Una ráfaga fría de viento entró por la ventana y me hizo tiritar. Miré fijamente hacia el exterior aunque sin percatarme de que estaba viendo realmente, solo el dolor que sentía era lo único que me mantenía en pie
-ya pasó-, me dije.
Todo empezó un mes antes cuando a mi marido le diagnosticaron un cáncer. No había antecedentes, no había síntomas, no había fiebre… Solo las palabras del médico del hospital al decirnos que le quedaba poco tiempo, que había varios órganos afectados y no merecía la pena tocar ya que las posibilidades y el tiempo eran escasos.
Lloré, rogué, imploré y supliqué clemencia, convirtiendo al médico en un juez implacable que pudiera conmutarle la pena de muerte, que pudiera absolverle del único delito que había cometido: estar vivo.

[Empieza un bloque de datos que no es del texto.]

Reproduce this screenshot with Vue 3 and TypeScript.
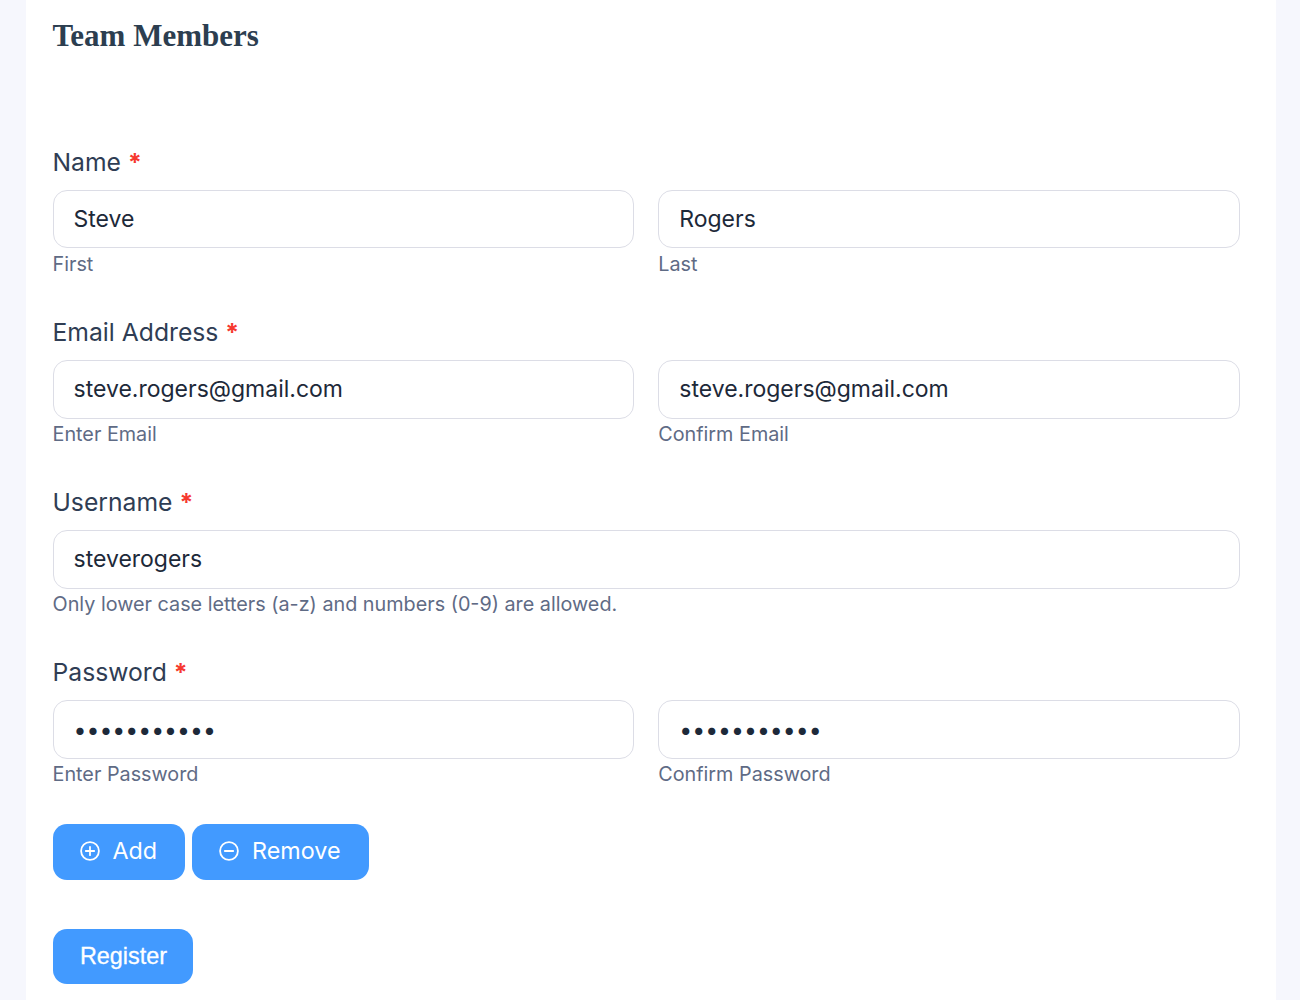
<script setup lang="ts">
interface Part { value: string; hint: string; type?: string }
interface Field { label: string; parts: Part[] }
const fields: Field[] = [
  { label: 'Name', parts: [{ value: 'Steve', hint: 'First' }, { value: 'Rogers', hint: 'Last' }] },
  { label: 'Email Address', parts: [{ value: 'steve.rogers@gmail.com', hint: 'Enter Email' }, { value: 'steve.rogers@gmail.com', hint: 'Confirm Email' }] },
  { label: 'Username', parts: [{ value: 'steverogers', hint: 'Only lower case letters (a-z) and numbers (0-9) are allowed.' }] },
  { label: 'Password', parts: [{ value: 'steverogers', hint: 'Enter Password', type: 'password' }, { value: 'steverogers', hint: 'Confirm Password', type: 'password' }] },
]
</script>

<template>
  <div class="page">
    <main class="card">
      <h2 class="title">Team Members</h2>
      <section v-for="f in fields" :key="f.label" class="field">
        <div class="label">{{ f.label }} <span class="req">*</span></div>
        <div class="row">
          <div v-for="p in f.parts" :key="p.hint" class="part">
            <input class="input" :type="p.type || 'text'" :value="p.value" />
            <div class="hint">{{ p.hint }}</div>
          </div>
        </div>
      </section>
      <div class="actions">
        <button class="btn" type="button">
          <svg class="ico" viewBox="0 0 20 20" fill="none" stroke="currentColor" stroke-width="1.8" stroke-linecap="round"><circle cx="10" cy="10" r="8.9" /><path d="M10 5.8v8.4M5.8 10h8.4" /></svg>
          Add
        </button>
        <button class="btn" type="button">
          <svg class="ico" viewBox="0 0 20 20" fill="none" stroke="currentColor" stroke-width="1.8" stroke-linecap="round"><circle cx="10" cy="10" r="8.9" /><path d="M5.8 10h8.4" /></svg>
          Remove
        </button>
      </div>
      <button class="register" type="button">Register</button>
    </main>
  </div>
</template>

<style>
html, body { margin: 0; background: #f6f7fd; }
</style>

<style scoped>
.page { height: 1000px; overflow: hidden; padding: 0 24px 0 26px; box-sizing: border-box; font-family: Inter, "Noto Sans", sans-serif; }
.card { background: #fff; height: 1000px; box-sizing: border-box; padding: 17px 36px 0 26.5px; }
.title { margin: 0 0 89.7px; font: 700 31px/38px "Liberation Serif", serif; color: #2c3e50; }
.field { height: 170.2px; }
.label { font-size: 24.7px; line-height: 34px; color: #2f3d54; margin-bottom: 11px; height: 34px; }
.req { color: #f6392f; font-weight: 700; }
.row { display: flex; gap: 24px; }
.part { flex: 1; min-width: 0; }
.input { display: block; width: 100%; height: 58.8px; box-sizing: border-box; border: 1px solid #dcdde6; border-radius: 14px; padding: 0 20px; font: 400 23px Inter, sans-serif; color: #1d2939; background: #fff; outline: none; }
.hint { margin-top: 0.1px; font-size: 19.8px; line-height: 30px; color: #5f6b85; }
.actions { display: flex; gap: 7px; margin-top: -1.6px; }
.btn { display: flex; align-items: center; gap: 13px; height: 56px; padding: 0 28px 2px 27px; border: 0; border-radius: 14px; background: #429aff; color: #fff; font: 400 23.3px Inter, sans-serif; }
.ico { width: 20px; height: 20px; margin-top: 1px; }
.register { display: block; margin-top: 49px; width: 140px; height: 55px; padding: 0 0 0 2px; border: 0; border-radius: 14px; background: #429aff; color: #fff; font: 400 23.4px "Liberation Sans", Arial, sans-serif; -webkit-text-stroke: 0.3px #fff; }
</style>
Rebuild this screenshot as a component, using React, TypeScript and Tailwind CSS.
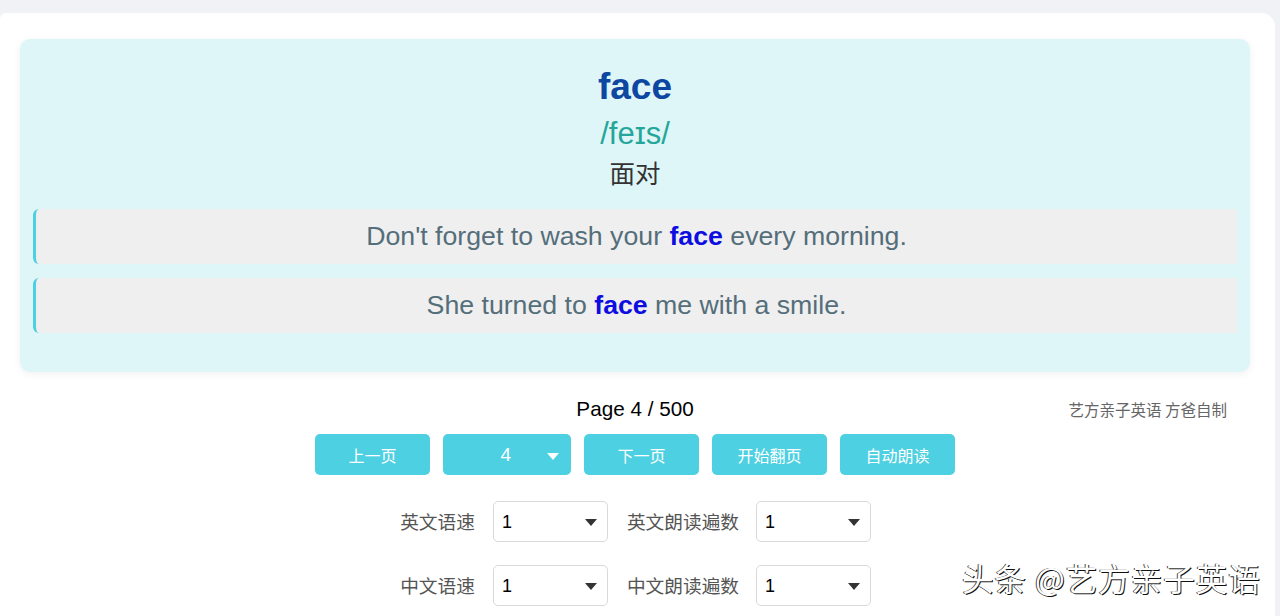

Miré a mi marido, estaba muy tranquilo, como si hubiera esperado esa respuesta sin haberla buscado. Solo sus ojos tenían un velo de tristeza. No habló una palabra, simplemente se quedó pensativo y solo después de que yo me calmara y dejara de buscar razones, con las lágrimas fluyendo en silencio, dijo que tenía mucho que hacer. Se levantó se despidió del médico y cogiéndome del brazo nos dirigimos a la puerta.
Ese mes fue caótico y lo vi trabajar duro, intentando atar todos los cabos sueltos que dejamos en esta vida. Empezó a llamar a toda la gente con la que tenía algún tipo de relación y comenzó la despedida… Yo le miraba de reojo, preocupada porque en algún momento sabía que sería consciente de la situación y acabaría derrumbándose, pero él seguía llamando, charlando, devolviendo libros prestados, escribiendo cartas atrasadas y poniendo todo los papeles en orden…
Los días pasaban inexorablemente y veía claramente el deterioro físico que iba experimentando….cada vez le costaba más trabajo coger un bolígrafo y un papel o mantener una conversación fluida con alguien…pero seguía impertérrito y por más que le decía que descansara él se empeñaba en que había recorrido un camino acompañado de mucha gente en esta vida y ahora debía de realizar la vuelta, diciendo adiós a sus compañeros de viaje…
El 23 de abril terminó con todas las tareas que se había encomendado y en ese momento se volvió hacia mí y me dijo que ahora todo el tiempo que le quedaba era exclusivamente mío…
Nos sentábamos en nuestro dormitorio, en unos sillones situados al lado de la ventana, y allí con la vista puesta en la colina de enfrente, en los verdes prados y en las rosas que poblaban el jardín, charlábamos de nuestra historia, anécdotas de juventud y de que había significado nuestra vida en común para cada uno. Nos confesamos los secretos inconfesables y nos dijimos todo aquello que nunca pudimos o quisimos decir, de esta manera dejábamos pasar el tiempo que nos quedaba, conociéndonos por primera vez.
Aquella tarde del 2 de mayo, me quedé un momento absorta mirando el jugueteo de unos gorriones en el jardín, con su mano en la mía, intentado sujetarle la vida para que no se le escapara… y entonces una ráfaga de viento entro por la ventana que me hizo tiritar y me volví a sonreírle, diciendo que me perdonara que me había distraído, pero las palabras no llegaron a salir de mi boca… sus ojos me estaban mirando, una única lágrima había resbalado de ellos y una sonrisa se dibujaba en sus labios ya inertes…Me quedé sentada con el dolor irradiando desde mi corazón a cada fibra de mi ser, pero detuve el llanto que pugnaba por salir…y permanecí en silencio aun cogidos de la mano contemplando el horizonte hasta que vi el sol desaparecer por él…
Me levanté, cogí el teléfono e hice una sola llamada.